編集後記

来年のカレンダーは癖が強い――?

「今年も来たか~」
「今までイラストでやって来てましたけど、今回は写真にしようと思うんです」
「写真?」
「そう、彩色で」

 編集長との、そんな会話から『歴史群像』付録・2018年度版カレンダーの製作がスタートした。好評連載中の「銘艦HISTORIA」の目玉である白石光・山下敦史の名コンビによる彩色写真がカレンダーに! が、問題はどの軍艦を選ぶか。縛りというか、括り方と選択が重要だよなぁ。
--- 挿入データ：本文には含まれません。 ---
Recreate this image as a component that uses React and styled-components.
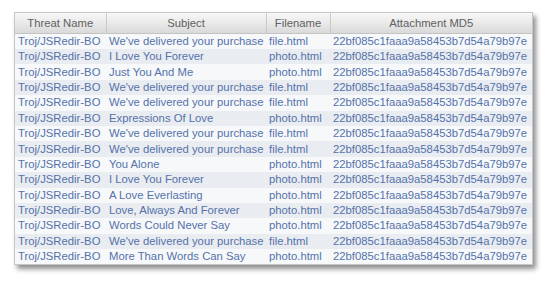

 日本海軍括り……いやいや、以前の企画記事と似てしまいそう。空母括り……は、軍艦としての力強さが弱い。なら水雷戦隊……は、やはり魚雷射ってなんぼだし、そういう写真ないし。ここは航行しているだけでも絵になる戦艦で!
 お次は艦の選択。各国海軍を代表する“BIG GUN”を、とも考えたのですが、そこは一捻りしたくなるのが歴群編集の性というやつで――。そこでいくつかの候補を、艦自体のスタイル、特徴的なデザインの艦、という篩にちょこっとかけて決まったのが今回のカレンダーに掲載した銘艦たち。1・2月の『陸奥』だけは、見た目の勇壮さ、戦艦らしいビジュアルにこだわって選びましたが、他の艦は艦橋デザインの独自性(お国柄が出るし)等の要素を重視してます。
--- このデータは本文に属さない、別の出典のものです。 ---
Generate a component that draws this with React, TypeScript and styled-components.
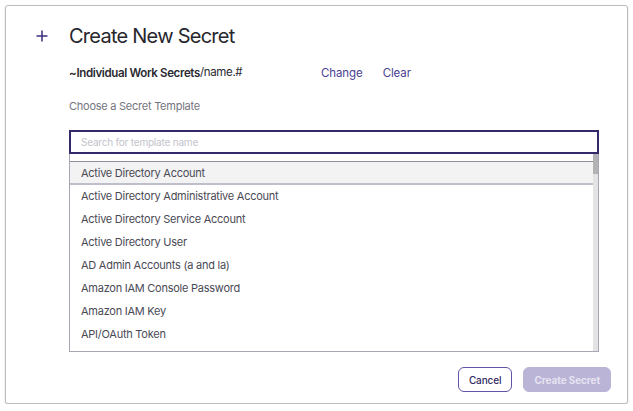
import styled, { createGlobalStyle } from "styled-components";

const GlobalStyle = createGlobalStyle`
  html, body {
    margin: 0;
    padding: 0;
    background: #ffffff;
  }

  body {
    font-family: Inter, "Noto Sans", "Liberation Sans", sans-serif;
    color: #2b2b33;
  }
`;

// only the rows that fit in the visible part of the list
const templates = [
  "Active Directory Account",
  "Active Directory Administrative Account",
  "Active Directory Service Account",
  "Active Directory User",
  "AD Admin Accounts (a and la)",
  "Amazon IAM Console Password",
  "Amazon IAM Key",
  "API/OAuth Token",
];

const Dialog = styled.div`
  box-sizing: border-box;
  margin: 5px 0 0 5px;
  width: 623px;
  height: 399px;
  border: 1px solid #bdbdbd;
  border-radius: 3px;
  box-shadow: 0 1px 2px rgba(0, 0, 0, 0.18);
  background: #ffffff;
  padding: 15px 27px 0 29px;
  display: flex;
  flex-direction: column;
`;

const Header = styled.div`
  display: flex;
  align-items: center;
  height: 30px;
`;

const IconBox = styled.div`
  width: 34px;
  display: flex;
  align-items: center;
  color: #3a2f7d;
`;

const Title = styled.h1`
  margin: 0;
  font-size: 20px;
  font-weight: 400;
  letter-spacing: -0.75px;
  color: #26262c;
`;

const Body = styled.div`
  margin-left: 34px;
  display: flex;
  flex-direction: column;
`;

const PathRow = styled.div`
  margin-top: 13px;
  height: 18px;
  display: flex;
  align-items: center;
`;

const Path = styled.div`
  width: 252px;
  font-size: 11.5px;
  font-weight: 600;
  letter-spacing: -0.35px;
  color: #2a2a30;
`;

const PathTail = styled.span`
  font-weight: 400;
  position: relative;
  top: -1px;
`;

const LinkButton = styled.button`
  border: none;
  background: none;
  padding: 0;
  margin-right: 20px;
  font-family: inherit;
  font-size: 11.5px;
  letter-spacing: -0.1px;
  color: #4b3f92;
  cursor: pointer;
`;

const Label = styled.div`
  margin-top: 16px;
  height: 16px;
  line-height: 16px;
  font-size: 11px;
  letter-spacing: -0.25px;
  color: #74747e;
`;

const Search = styled.input`
  box-sizing: border-box;
  margin-top: 16px;
  width: 530px;
  height: 24px;
  border: 2px solid #332a6b;
  padding: 0 10px;
  font-family: inherit;
  font-size: 10px;
  letter-spacing: -0.2px;
  outline: none;

  &::placeholder {
    color: #c3c3cb;
  }
`;

const ListBox = styled.div`
  box-sizing: border-box;
  width: 530px;
  height: 198px;
  border: 1px solid #a6a6b4;
  border-top: none;
  display: flex;
`;

const List = styled.ul`
  flex: 1;
  list-style: none;
  margin: 0;
  padding: 7px 0 0;
  overflow: hidden;
`;

const Item = styled.li<{ active?: boolean }>`
  box-sizing: border-box;
  height: ${(p) => (p.active ? "24px" : "23px")};
  line-height: ${(p) => (p.active ? "22px" : "23px")};
  padding-left: 11px;
  font-size: 11px;
  letter-spacing: -0.25px;
  color: #4a4a55;
  background: ${(p) => (p.active ? "#f3f3f3" : "transparent")};
  border-top: ${(p) => (p.active ? "1px solid #8e8e9e" : "none")};
  border-bottom: ${(p) => (p.active ? "2px solid #bebecd" : "none")};
  white-space: nowrap;
`;

const ScrollTrack = styled.div`
  width: 5px;
  background: #e3e3e3;
  display: flex;
  flex-direction: column;
`;

const ScrollThumb = styled.div`
  height: 20px;
  background: #b3b3b3;
`;

const Footer = styled.div`
  margin: 15px -11px 0 0;
  display: flex;
  justify-content: flex-end;
  gap: 11px;
`;

const Button = styled.button<{ primary?: boolean }>`
  box-sizing: border-box;
  height: 25px;
  padding: 0 10px;
  border-radius: 6px;
  font-family: inherit;
  font-size: 10px;
  letter-spacing: -0.1px;
  font-weight: ${(p) => (p.primary ? 700 : 500)};
  border: 1px solid ${(p) => (p.primary ? "#bab4d6" : "#6253a6")};
  background: ${(p) => (p.primary ? "#bab4d6" : "#ffffff")};
  color: ${(p) => (p.primary ? "#e6e3f2" : "#2f2a5e")};
`;

export default function App() {
  return (
    <>
      <GlobalStyle />
      <Dialog>
        <Header>
          <IconBox>
            <svg width="14" height="14" viewBox="0 0 14 14">
              <path
                d="M7 1.5v11M1.5 7h11"
                stroke="currentColor"
                strokeWidth="1.5"
                fill="none"
              />
            </svg>
          </IconBox>
          <Title>Create New Secret</Title>
        </Header>
        <Body>
          <PathRow>
            <Path>
              ~Individual Work Secrets<PathTail>/name.#</PathTail>
            </Path>
            <LinkButton>Change</LinkButton>
            <LinkButton>Clear</LinkButton>
          </PathRow>
          <Label>Choose a Secret Template</Label>
          <Search placeholder="Search for template name" />
          <ListBox>
            <List>
              {templates.map((name, i) => (
                <Item key={name} active={i === 0}>
                  {name}
                </Item>
              ))}
            </List>
            <ScrollTrack>
              <ScrollThumb />
            </ScrollTrack>
          </ListBox>
        </Body>
        <Footer>
          <Button>Cancel</Button>
          <Button primary>Create Secret</Button>
        </Footer>
      </Dialog>
    </>
  );
}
 イタリア海軍、ごめん。ソ連海軍、もう少し戦艦造っとけばよかったね。
 カレンダー巻末の編集部企画は、米軍による艦艇識別表には、カレンダーの各戦艦がどう描かれていたか、をポイントに構成してみました。自軍の『ウェストヴァージニア』は、姉妹艦も含めてコロラド級としてひとまとめにしているかと思えば、敵国である日本の扶桑型では『扶桑』と『山城』で異なる三番砲塔の向きといった違いを認知させるため、わざわざ小さいシルエットを併載するといった細かさも見えます。
 12年前の本誌73号に日本海軍のものを題材に艦艇識別の記事を組んでいますので、お持ちの方は日米海軍の艦艇識別表を比較してみてはいかがでしょうか。